> PROMPT
Pick out and copy every line below that has the word "this".

=-=-=-=-=

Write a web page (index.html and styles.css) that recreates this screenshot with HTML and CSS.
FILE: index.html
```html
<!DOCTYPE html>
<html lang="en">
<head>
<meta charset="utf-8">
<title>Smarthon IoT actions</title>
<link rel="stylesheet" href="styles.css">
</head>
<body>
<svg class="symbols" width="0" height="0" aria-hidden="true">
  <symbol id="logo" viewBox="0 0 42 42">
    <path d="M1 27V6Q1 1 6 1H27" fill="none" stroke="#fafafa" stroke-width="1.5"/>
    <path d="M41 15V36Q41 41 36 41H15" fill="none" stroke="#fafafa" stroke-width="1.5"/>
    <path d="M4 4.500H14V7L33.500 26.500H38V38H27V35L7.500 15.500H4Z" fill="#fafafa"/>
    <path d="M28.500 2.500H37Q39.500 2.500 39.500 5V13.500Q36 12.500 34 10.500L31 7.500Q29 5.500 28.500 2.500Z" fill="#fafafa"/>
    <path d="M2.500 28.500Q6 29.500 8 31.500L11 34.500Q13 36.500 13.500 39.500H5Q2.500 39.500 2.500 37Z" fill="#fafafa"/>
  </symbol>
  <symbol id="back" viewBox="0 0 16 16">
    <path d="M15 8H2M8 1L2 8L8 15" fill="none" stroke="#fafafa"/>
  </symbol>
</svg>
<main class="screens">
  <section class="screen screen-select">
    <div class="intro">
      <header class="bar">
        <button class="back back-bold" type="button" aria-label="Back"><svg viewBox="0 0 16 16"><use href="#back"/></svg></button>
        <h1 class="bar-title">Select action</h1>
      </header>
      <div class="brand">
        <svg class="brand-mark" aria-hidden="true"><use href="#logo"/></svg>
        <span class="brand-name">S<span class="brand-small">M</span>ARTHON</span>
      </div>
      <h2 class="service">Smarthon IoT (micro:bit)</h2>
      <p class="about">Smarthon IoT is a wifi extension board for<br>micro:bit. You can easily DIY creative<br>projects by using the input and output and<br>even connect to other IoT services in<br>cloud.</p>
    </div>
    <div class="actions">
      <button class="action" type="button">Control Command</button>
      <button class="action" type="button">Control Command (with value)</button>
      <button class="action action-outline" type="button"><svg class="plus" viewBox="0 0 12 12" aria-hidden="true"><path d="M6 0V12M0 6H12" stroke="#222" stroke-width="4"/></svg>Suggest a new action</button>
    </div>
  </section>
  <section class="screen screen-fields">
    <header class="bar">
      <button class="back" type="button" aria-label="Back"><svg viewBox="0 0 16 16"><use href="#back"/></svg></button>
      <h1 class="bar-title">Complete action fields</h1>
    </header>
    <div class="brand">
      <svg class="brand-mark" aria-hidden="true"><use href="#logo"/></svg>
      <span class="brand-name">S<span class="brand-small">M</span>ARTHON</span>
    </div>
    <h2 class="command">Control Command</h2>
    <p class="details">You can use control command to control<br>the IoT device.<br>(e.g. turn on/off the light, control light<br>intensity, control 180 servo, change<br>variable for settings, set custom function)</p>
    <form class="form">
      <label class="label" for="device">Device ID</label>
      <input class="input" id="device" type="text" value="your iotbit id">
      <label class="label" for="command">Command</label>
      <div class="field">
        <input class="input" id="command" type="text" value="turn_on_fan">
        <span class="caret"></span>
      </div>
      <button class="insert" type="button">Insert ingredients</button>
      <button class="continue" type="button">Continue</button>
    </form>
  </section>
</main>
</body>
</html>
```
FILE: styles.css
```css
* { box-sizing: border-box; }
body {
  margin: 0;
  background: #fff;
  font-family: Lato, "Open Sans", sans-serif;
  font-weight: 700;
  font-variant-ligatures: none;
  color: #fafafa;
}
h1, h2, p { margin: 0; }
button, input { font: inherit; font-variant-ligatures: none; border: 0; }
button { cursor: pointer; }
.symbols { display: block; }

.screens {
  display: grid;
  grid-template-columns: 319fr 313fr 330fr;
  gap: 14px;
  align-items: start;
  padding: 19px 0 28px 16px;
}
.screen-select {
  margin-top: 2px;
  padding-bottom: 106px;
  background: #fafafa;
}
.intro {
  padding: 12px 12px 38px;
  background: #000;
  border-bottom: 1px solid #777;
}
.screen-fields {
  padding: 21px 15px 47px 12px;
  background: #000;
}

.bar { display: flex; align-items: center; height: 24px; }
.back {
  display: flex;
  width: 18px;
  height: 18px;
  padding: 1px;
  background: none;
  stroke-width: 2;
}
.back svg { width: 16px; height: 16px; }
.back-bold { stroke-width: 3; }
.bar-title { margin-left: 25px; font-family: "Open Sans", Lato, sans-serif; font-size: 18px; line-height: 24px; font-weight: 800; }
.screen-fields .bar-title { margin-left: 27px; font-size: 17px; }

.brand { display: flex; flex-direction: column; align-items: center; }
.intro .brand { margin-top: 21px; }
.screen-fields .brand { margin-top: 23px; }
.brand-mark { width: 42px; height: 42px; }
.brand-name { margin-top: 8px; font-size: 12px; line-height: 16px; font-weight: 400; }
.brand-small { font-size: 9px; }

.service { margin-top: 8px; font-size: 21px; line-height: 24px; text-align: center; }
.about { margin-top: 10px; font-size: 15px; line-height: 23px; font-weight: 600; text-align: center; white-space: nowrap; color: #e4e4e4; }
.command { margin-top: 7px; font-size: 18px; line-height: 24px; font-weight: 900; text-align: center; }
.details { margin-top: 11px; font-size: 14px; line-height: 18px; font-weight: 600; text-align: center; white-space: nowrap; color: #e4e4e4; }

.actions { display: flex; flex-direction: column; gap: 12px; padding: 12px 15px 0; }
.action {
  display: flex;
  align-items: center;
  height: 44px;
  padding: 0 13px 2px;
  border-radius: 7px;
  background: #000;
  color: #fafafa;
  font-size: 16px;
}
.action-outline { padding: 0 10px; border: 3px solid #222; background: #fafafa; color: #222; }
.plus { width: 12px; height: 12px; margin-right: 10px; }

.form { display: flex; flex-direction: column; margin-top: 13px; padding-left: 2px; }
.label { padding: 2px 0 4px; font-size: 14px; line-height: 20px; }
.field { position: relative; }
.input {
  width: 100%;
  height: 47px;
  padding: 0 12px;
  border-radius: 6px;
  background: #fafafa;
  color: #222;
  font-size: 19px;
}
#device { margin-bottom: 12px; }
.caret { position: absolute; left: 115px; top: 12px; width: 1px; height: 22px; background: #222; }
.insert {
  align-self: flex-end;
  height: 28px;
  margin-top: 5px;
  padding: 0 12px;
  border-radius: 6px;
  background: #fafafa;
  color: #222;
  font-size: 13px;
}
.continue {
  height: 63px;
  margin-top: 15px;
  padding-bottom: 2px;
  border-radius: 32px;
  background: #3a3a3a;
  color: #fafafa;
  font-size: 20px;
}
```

=-=-=-=-=

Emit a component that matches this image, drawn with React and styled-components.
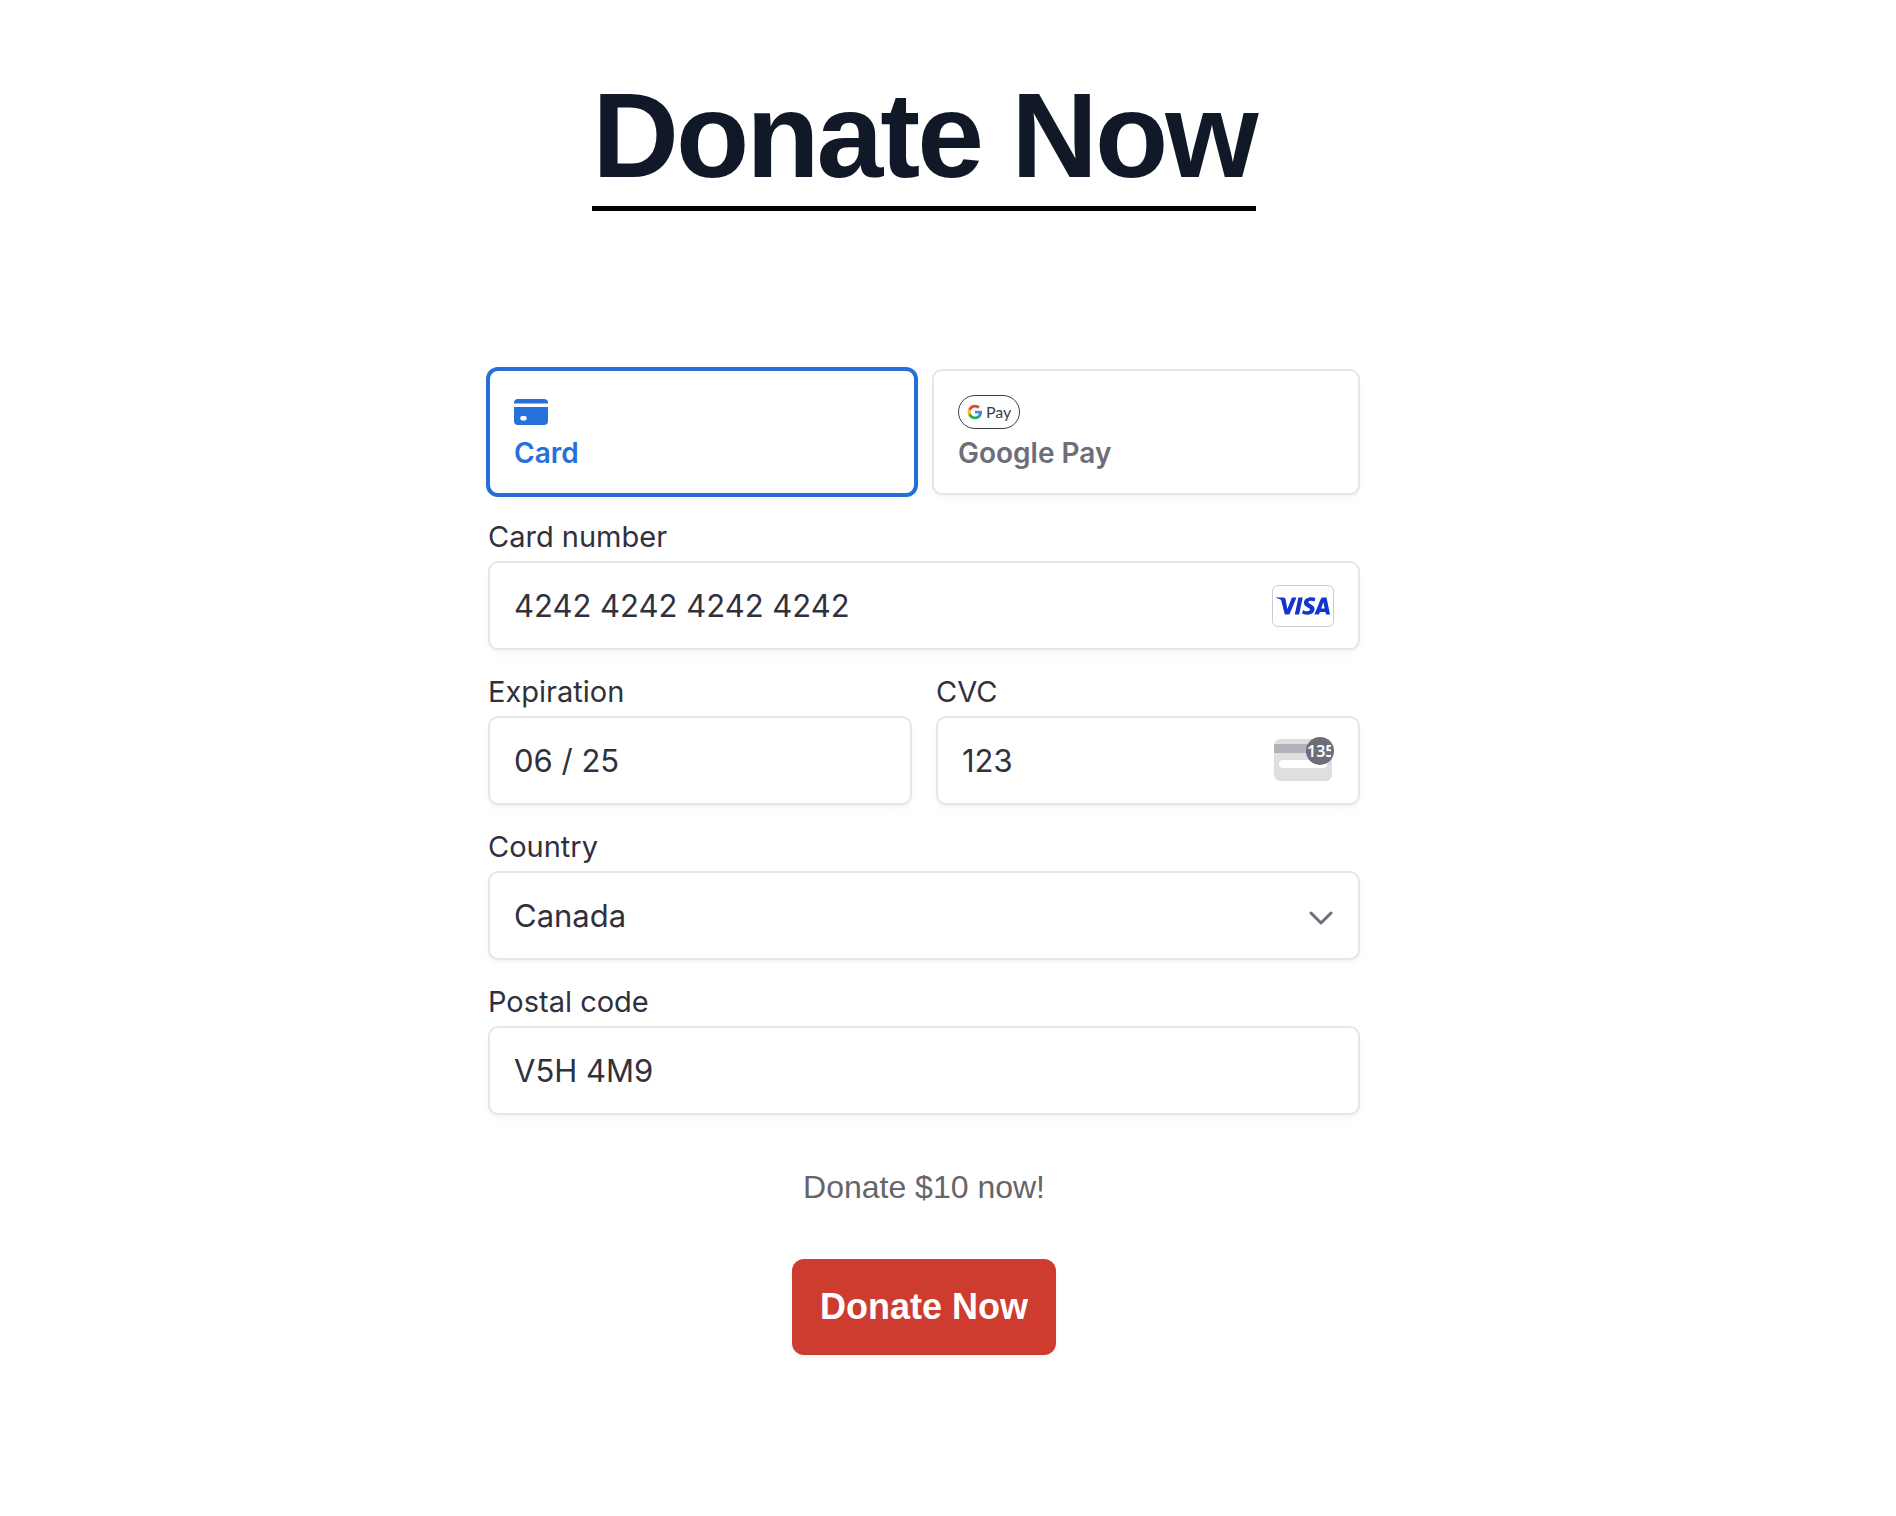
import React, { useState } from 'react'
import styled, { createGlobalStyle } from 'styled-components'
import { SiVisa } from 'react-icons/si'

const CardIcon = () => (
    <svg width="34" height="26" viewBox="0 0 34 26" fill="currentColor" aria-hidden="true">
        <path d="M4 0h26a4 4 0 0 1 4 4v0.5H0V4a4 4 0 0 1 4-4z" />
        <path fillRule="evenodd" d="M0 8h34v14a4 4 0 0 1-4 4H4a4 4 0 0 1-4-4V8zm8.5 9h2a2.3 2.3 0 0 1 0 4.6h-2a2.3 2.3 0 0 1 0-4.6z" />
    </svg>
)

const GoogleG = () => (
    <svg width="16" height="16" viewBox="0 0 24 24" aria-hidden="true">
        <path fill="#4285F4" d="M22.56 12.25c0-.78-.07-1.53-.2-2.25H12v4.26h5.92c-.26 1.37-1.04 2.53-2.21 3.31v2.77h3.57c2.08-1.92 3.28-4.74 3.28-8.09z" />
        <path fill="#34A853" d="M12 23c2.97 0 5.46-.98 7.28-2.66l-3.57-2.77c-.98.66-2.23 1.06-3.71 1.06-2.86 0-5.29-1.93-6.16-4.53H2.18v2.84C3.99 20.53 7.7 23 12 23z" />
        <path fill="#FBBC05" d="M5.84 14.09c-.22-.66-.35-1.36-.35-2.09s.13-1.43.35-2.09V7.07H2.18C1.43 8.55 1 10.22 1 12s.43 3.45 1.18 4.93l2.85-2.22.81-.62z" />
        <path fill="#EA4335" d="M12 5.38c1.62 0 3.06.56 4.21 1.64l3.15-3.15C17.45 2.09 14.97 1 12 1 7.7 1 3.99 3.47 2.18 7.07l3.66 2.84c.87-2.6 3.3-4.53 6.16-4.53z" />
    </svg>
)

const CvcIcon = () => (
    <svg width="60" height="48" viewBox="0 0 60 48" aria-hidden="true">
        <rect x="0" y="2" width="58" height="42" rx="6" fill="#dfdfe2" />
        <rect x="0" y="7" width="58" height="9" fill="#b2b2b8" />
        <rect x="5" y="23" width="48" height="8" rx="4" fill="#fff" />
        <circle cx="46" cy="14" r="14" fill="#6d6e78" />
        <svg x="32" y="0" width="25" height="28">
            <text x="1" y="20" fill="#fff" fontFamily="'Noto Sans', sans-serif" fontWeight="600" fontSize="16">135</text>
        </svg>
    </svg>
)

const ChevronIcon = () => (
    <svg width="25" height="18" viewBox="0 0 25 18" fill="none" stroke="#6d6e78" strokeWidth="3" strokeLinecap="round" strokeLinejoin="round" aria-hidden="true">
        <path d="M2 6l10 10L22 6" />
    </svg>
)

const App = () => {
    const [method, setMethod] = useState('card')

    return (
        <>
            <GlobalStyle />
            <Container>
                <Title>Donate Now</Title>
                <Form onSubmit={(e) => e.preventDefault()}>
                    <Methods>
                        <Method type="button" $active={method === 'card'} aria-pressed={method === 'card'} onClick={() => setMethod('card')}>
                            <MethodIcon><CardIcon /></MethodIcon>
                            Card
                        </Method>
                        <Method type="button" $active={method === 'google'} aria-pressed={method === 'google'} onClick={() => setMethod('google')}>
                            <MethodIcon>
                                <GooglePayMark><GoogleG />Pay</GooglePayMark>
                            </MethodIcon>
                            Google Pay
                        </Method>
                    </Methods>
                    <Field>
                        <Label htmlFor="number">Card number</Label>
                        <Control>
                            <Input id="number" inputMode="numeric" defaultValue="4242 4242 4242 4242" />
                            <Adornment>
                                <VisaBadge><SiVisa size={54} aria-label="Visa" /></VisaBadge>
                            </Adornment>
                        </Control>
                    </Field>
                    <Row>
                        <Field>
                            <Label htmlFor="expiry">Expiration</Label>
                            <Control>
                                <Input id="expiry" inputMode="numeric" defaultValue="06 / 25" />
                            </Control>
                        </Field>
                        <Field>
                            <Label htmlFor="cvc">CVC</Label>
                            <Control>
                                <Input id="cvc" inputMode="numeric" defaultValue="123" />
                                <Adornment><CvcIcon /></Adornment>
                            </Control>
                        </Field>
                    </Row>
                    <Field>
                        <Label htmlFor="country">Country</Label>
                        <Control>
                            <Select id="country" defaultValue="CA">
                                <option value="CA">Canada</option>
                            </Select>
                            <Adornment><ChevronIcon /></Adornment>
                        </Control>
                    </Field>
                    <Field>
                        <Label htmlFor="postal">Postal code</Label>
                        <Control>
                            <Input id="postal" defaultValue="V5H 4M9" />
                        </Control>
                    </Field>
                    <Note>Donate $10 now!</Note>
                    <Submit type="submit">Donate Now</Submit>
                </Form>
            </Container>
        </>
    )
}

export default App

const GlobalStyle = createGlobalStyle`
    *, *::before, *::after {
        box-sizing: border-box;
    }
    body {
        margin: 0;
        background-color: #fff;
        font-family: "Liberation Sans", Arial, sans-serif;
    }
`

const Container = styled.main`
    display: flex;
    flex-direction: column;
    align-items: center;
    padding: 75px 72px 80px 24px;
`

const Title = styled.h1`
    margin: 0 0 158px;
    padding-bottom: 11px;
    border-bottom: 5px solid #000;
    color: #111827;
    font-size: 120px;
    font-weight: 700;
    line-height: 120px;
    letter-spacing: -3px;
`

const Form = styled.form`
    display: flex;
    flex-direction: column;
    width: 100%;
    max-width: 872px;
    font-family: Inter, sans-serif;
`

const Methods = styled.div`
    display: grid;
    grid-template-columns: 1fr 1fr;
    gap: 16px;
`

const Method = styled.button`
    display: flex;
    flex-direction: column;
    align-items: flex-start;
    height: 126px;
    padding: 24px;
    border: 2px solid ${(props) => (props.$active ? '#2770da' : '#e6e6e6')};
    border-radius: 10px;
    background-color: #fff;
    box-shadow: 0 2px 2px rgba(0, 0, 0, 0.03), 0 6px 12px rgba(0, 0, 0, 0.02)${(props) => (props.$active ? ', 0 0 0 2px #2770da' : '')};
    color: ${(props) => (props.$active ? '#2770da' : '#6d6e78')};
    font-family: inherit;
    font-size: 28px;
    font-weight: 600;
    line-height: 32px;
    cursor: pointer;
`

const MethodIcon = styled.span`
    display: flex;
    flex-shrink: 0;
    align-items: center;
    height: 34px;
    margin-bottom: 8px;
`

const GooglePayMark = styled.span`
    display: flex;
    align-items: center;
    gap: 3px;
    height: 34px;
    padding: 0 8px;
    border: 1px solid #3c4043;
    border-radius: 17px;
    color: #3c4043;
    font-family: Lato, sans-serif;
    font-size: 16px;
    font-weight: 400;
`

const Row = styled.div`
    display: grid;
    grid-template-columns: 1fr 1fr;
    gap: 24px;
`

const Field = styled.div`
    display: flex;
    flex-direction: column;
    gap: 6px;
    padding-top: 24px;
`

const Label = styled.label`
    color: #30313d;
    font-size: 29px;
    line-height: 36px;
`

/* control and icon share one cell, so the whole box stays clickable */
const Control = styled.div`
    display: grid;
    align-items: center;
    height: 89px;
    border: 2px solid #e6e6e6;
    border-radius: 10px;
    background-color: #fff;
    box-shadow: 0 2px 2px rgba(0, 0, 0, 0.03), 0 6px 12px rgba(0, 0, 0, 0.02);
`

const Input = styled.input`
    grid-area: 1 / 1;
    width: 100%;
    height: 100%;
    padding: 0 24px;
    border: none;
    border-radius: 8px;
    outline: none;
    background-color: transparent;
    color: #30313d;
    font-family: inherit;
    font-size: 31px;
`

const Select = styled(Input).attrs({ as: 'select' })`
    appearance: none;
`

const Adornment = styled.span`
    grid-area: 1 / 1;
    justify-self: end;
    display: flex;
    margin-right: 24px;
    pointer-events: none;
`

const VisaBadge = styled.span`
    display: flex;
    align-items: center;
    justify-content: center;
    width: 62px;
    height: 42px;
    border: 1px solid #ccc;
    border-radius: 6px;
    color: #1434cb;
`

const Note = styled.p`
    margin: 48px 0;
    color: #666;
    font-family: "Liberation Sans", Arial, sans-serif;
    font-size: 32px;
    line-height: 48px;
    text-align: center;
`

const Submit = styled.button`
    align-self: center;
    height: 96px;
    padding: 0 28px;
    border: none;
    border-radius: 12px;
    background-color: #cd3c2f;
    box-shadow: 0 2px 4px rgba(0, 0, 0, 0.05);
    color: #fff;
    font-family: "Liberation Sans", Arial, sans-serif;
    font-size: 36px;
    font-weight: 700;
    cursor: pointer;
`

=-=-=-=-=

> EXERCISE ANSWER
Write a web page (index.html and styles.css) that recreates this screenshot with HTML and CSS.
Emit a component that matches this image, drawn with React and styled-components.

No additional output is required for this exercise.